The problems of fragile states are global
Finland is increasing its development cooperation work in fragile states. By recently introducing new guidelines, the Ministry for Foreign Affairs wants to minimize the risks of these activities and maximize the results.
In 2018, about half of the world’s poor, and by 2030 most of them, will live in fragile states.
There is no internationally agreed definition for what a fragile state is, but these countries have all gone through violent conflict, or the conflict to some extent still continues. The administration is inadequate and the state cannot provide security, justice or basic services for the country’s citizens. The gap between the elite and the citizens is often deep.
In recent years, Finland has increased its development assistance for instance to South Sudan and Afghanistan. In the future, there will be more and more cooperation with, among others, Somalia and Myanmar.
The work is guided by the publication Guidelines for Finland’s development policy and development cooperation in fragile states, released on 18 March.
“The purpose of the guidelines is to examine the special needs of fragile states holistically. Our goal is to become a hard-core professional in development cooperation involving fragile states,” Anne Sipiläinen, Under-Secretary of State for Development Cooperation and Development Policy, said at the launch of the guidelines on Tuesday.
Development cooperation has not fully achieved the objectives set for it in fragile states. The UN Millennium Development Goals will in part remain unachieved. Thus there is a great need for the guidelines.
According to Tanja Viikki, who works as an Adviser on conflicts and development of society at the Ministry for Foreign Affairs, it is problematic to coordinate the different actors, types of activities and financial instruments in fragile states.
“The creation of the basic state structures is important. It is not sustainable, however, unless trust arises between the state and its citizens,” Viikki said in an interview for the magazine Kehitys (1/2014).
Assessment of the situation is the most important
It is often difficult for international actors to accept that the development of a fragile state into a strong and well-functioning state takes place slowly. At times steps backwards are also taken.
“We have no secret weapon that would eliminate all risks. The minimization of risks starts from a good assessment of the situation. Sometimes the biggest risk is not doing anything at all,” Under-Secretary of State Sipiläinen said.
Fragile states create areas of instability, and the problems of fragile states are always ultimately global problems, such as terrorism, organized crime and refugees. They can also affect Finland.

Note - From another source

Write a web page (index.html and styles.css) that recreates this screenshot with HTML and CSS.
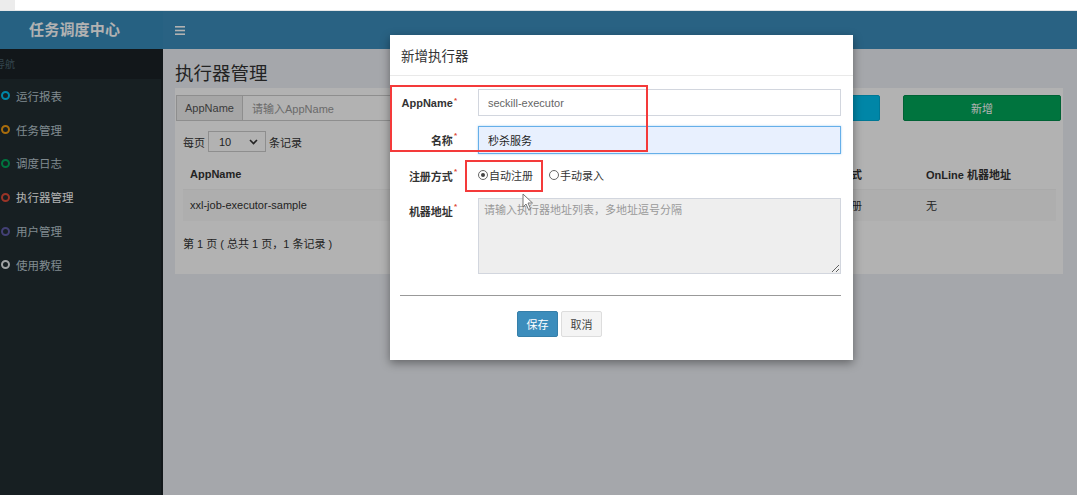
FILE: index.html
```html
<!DOCTYPE html>
<html lang="zh-CN">
<head>
<meta charset="utf-8">
<title>任务调度中心</title>
<link rel="stylesheet" href="styles.css">
</head>
<body>
<div class="chrome"><div class="chrome-tab"></div><div class="chrome-bar"></div></div>
<div class="app">
  <header class="topbar">
    <div class="logo">任务调度中心</div>
    <div class="toggle">
      <svg width="10" height="9" viewBox="0 0 10 9"><rect x="0" y="0" width="10" height="1.6" fill="#fff"/><rect x="0" y="3.7" width="10" height="1.6" fill="#fff"/><rect x="0" y="7.4" width="10" height="1.6" fill="#fff"/></svg>
    </div>
  </header>
  <div class="main">
    <aside class="sidebar">
      <div class="nav-header">导航</div>
      <ul class="menu">
        <li><span class="ring ring-aqua"></span><span>运行报表</span></li>
        <li><span class="ring ring-yellow"></span><span>任务管理</span></li>
        <li><span class="ring ring-green"></span><span>调度日志</span></li>
        <li class="active"><span class="ring ring-red"></span><span>执行器管理</span></li>
        <li><span class="ring ring-purple"></span><span>用户管理</span></li>
        <li><span class="ring ring-gray"></span><span>使用教程</span></li>
      </ul>
    </aside>
    <section class="content">
      <h1 class="page-title">执行器管理</h1>
      <div class="box">
        <div class="search-row">
          <div class="input-group">
            <span class="addon">AppName</span>
            <span class="search-input">请输入AppName</span>
          </div>
          <div class="btn-search">搜索</div>
          <div class="btn-add">新增</div>
        </div>
        <div class="length-row">
          <span>每页</span>
          <span class="select"><span>10</span>
            <svg width="9" height="6" viewBox="0 0 9 6"><path d="M1 1 L4.5 4.5 L8 1" fill="none" stroke="#333" stroke-width="1.6"/></svg>
          </span>
          <span>条记录</span>
        </div>
        <table class="grid">
          <colgroup><col class="c1"><col class="c2"><col class="c3"><col class="c4"><col class="c5"></colgroup>
          <thead>
            <tr><th>AppName</th><th>名称</th><th>排序</th><th>注册方式</th><th>OnLine 机器地址</th></tr>
          </thead>
          <tbody>
            <tr><td>xxl-job-executor-sample</td><td>示例执行器</td><td>1</td><td>自动注册</td><td>无</td></tr>
          </tbody>
        </table>
        <div class="pager">第 1 页 ( 总共 1 页，1 条记录 )</div>
      </div>
    </section>
  </div>
  <div class="backdrop"></div>
  <div class="modal">
    <div class="modal-header">新增执行器</div>
    <div class="modal-body">
      <div class="form">
        <label class="lbl lbl-mid">AppName<sup>*</sup></label>
        <input class="field" type="text" value="seckill-executor">
        <label class="lbl lbl-mid">名称<sup>*</sup></label>
        <input class="field field-focus" type="text" value="秒杀服务">
        <label class="lbl lbl-mid">注册方式<sup>*</sup></label>
        <div class="radios">
          <span class="radio checked"></span><span class="radio-text">自动注册</span>
          <span class="radio radio-second"></span><span class="radio-text">手动录入</span>
        </div>
        <label class="lbl lbl-top">机器地址<sup>*</sup></label>
        <textarea class="area" disabled placeholder="请输入执行器地址列表，多地址逗号分隔"></textarea>
      </div>
      <div class="rule"></div>
      <div class="actions">
        <span class="btn btn-primary">保存</span>
        <span class="btn btn-default">取消</span>
      </div>
    </div>
    <div class="mark mark-1"></div>
    <div class="mark mark-2"></div>
    <svg class="cursor" width="12" height="18" viewBox="0 0 12 18"><path d="M1 1 L1 14 L4 11 L6.5 16.5 L8.5 15.5 L6 10 L10.5 10 Z" fill="#fff" stroke="#777" stroke-width="1"/></svg>
  </div>
</div>
</body>
</html>
```
FILE: styles.css
```css
* { box-sizing: border-box; }
html, body { margin: 0; padding: 0; }
body {
  width: 1077px;
  height: 495px;
  overflow: hidden;
  font-family: "Liberation Sans", "Noto Sans CJK SC", sans-serif;
  font-size: 11px;
  color: #333;
  background: #fff;
}
.chrome {
  height: 11px;
  display: flex;
  background: #fff;
  border-bottom: 1px solid #e3e6e8;
}
.chrome-tab { width: 15px; height: 10px; background: #ececec; }
.chrome-bar { flex: 1; margin-left: 30px; background: #fff; border-radius: 0 0 6px 6px; }

.app {
  position: relative;
  height: 484px;
  display: flex;
  flex-direction: column;
}
.topbar {
  height: 38px;
  display: flex;
  background: #3c8dbc;
}
.logo {
  width: 163px;
  background: #378bbb;
  color: #fff;
  font-weight: bold;
  font-size: 15px;
  line-height: 38px;
  padding-left: 29px;
  letter-spacing: 0.2px;
}
.toggle {
  display: flex;
  align-items: center;
  padding-left: 12px;
}
.main {
  flex: 1;
  display: flex;
}
.sidebar {
  width: 163px;
  background: #222d32;
  border-right: 2px solid #1a2226;
}
.nav-header {
  height: 30px;
  background: #1a2226;
  color: #4b646f;
  font-size: 10px;
  line-height: 31px;
  text-indent: -5px;
  overflow: hidden;
}
.menu { list-style: none; margin: 0; padding: 0; }
.menu li {
  height: 33.8px;
  display: flex;
  align-items: center;
  color: #b8c7ce;
  font-size: 11.5px;
}
.menu li.active { color: #fff; }
.ring {
  width: 9px;
  height: 9px;
  border-radius: 50%;
  border: 2px solid #b8c7ce;
  margin-left: 1px;
  margin-right: 6px;
}
.ring-aqua { border-color: #00c0ef; }
.ring-yellow { border-color: #f39c12; }
.ring-green { border-color: #00a65a; }
.ring-red { border-color: #dd4b39; }
.ring-purple { border-color: #605ca8; }
.ring-gray { border-color: #e6e9eb; }

.content {
  flex: 1;
  background: #ecf0f5;
  padding: 0 14px 0 12px;
}
.page-title {
  margin: 15px 0 4px;
  font-size: 18.5px;
  line-height: 20px;
  font-weight: normal;
  color: #333;
}
.box {
  background: #fff;
  padding: 7px 0 21px;
}
.search-row {
  display: flex;
  height: 26px;
  margin-left: 1px;
  margin-right: 2px;
}
.input-group { flex: 1; display: flex; }
.addon {
  width: 67px;
  background: #eee;
  border: 1px solid #ccc;
  color: #555;
  display: flex;
  align-items: center;
  justify-content: center;
}
.search-input {
  flex: 1;
  border: 1px solid #ccc;
  border-left: 0;
  color: #999;
  padding-left: 9px;
  display: flex;
  align-items: center;
}
.btn-search, .btn-add {
  width: 158px;
  color: #fff;
  display: flex;
  align-items: center;
  justify-content: center;
  border-radius: 2px;
}
.btn-search { margin-left: 22px; background: #00c0ef; border: 1px solid #00acd6; }
.btn-add { margin-left: 23px; background: #00a65a; border: 1px solid #008d4c; }

.length-row {
  display: flex;
  align-items: center;
  margin: 10px 0 0 8px;
  height: 21px;
}
.select {
  width: 58px;
  height: 21px;
  border: 1px solid #ccc;
  margin: 0 3px 0 3px;
  display: flex;
  align-items: center;
  justify-content: space-between;
  padding: 0 7px 0 10px;
  color: #333;
}
.grid {
  margin: 7px 0 0 8px;
  border-collapse: collapse;
  table-layout: fixed;
  width: 873px;
}
.c1 { width: 217px; }
.c2 { width: 220px; }
.c3 { width: 191px; }
.c4 { width: 108px; }
.c5 { width: 137px; }
.grid th, .grid td {
  text-align: left;
  padding: 0 7px;
  white-space: nowrap;
  overflow: hidden;
}
.grid th { height: 30px; font-weight: bold; color: #333; }
.grid td { height: 32px; color: #333; background: #f9f9f9; border-top: 1px solid #f4f4f4; }
.pager {
  margin: 14px 0 0 8px;
  line-height: 18px;
  color: #333;
}

.backdrop {
  position: absolute;
  inset: 0;
  background: rgba(0, 0, 0, 0.3);
}
.modal {
  position: absolute;
  left: 390px;
  top: 24px;
  width: 463px;
  height: 325px;
  background: #fff;
  box-shadow: 0 3px 9px rgba(0, 0, 0, 0.4);
}
.modal-header {
  height: 41px;
  padding: 14px 0 0 11px;
  line-height: 16px;
  font-size: 13.5px;
  color: #333;
  border-bottom: 1px solid #e9e9e9;
}
.modal-body { padding: 13px 12px 0 10px; }
.form {
  display: grid;
  grid-template-columns: 60px 1fr;
  grid-template-rows: 27px 28px 24px 76px;
  column-gap: 18px;
  row-gap: 10px;
}
.lbl {
  font-weight: bold;
  font-size: 11px;
  color: #333;
  text-align: right;
  padding-right: 3px;
  white-space: nowrap;
}
.lbl-mid { align-self: center; }
.lbl-top { padding-top: 5px; }
.lbl sup {
  color: #dd4b39;
  font-size: 8px;
  vertical-align: top;
  margin-left: 1px;
  position: relative;
  top: -1px;
}
.field {
  width: 100%;
  height: 100%;
  border: 1px solid #d2d6de;
  padding: 0 9px;
  font: inherit;
  font-size: 11px;
  color: #666;
  outline: none;
  background: #fff;
}
.field-focus {
  border-color: #66afe9;
  background: #e8f0fe;
  color: #222;
  box-shadow: 0 0 2px rgba(102, 175, 233, 0.6);
}
.radios {
  display: flex;
  align-items: center;
  padding-bottom: 3px;
}
.radio {
  width: 10px;
  height: 10px;
  border: 1px solid #666;
  border-radius: 50%;
  position: relative;
  margin-right: 1px;
}
.radio.checked::after {
  content: "";
  position: absolute;
  left: 2px;
  top: 2px;
  width: 4px;
  height: 4px;
  border-radius: 50%;
  background: #444;
}
.radio-second { margin-left: 16px; }
.radio-text { color: #333; }
.area {
  width: 100%;
  height: 100%;
  border: 1px solid #d2d6de;
  background: #eee;
  padding: 2px 5px;
  font: inherit;
  font-size: 11px;
  resize: vertical;
  color: #999;
}
.area::placeholder { color: #999; }
.rule {
  margin-top: 21px;
  height: 1px;
  background: #999;
}
.actions {
  display: flex;
  gap: 3px;
  margin-top: 15px;
  padding-left: 117px;
}
.btn {
  width: 41px;
  height: 26px;
  display: flex;
  align-items: center;
  justify-content: center;
  border-radius: 2px;
  font-size: 11px;
}
.btn-primary { background: #3c8dbc; border: 1px solid #367fa9; color: #fff; }
.btn-default { background: #f4f4f4; border: 1px solid #ddd; color: #444; }

.mark {
  position: absolute;
  border: 2px solid #f43a3a;
}
.mark-1 { left: 0; top: 50px; width: 258px; height: 67px; }
.mark-2 { left: 75px; top: 125px; width: 78px; height: 32px; }
.cursor { position: absolute; left: 132px; top: 158px; }
```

Involving women in peacebuilding
For Finland it is particularly important that women and other disadvantaged groups can participate in peacebuilding and statebuilding following a conflict.
Speaking at the event, Minister for International Development Pekka Haavisto recalled one meeting in Hargeisa, Somalia, sitting at the same negotiation table with men and women together.
“After about a quarter of an hour the women reported that they felt uncomfortable sitting there, and they asked to be allowed to move to another table. The joint negotiations ended there, and after that the talks took place separately at the tables for women and men. I reflected that there is still a long way to go before women participate in peace processes on an equal footing. At the same time, however, I thought that this is clearly a topic where Finns would have something to give.”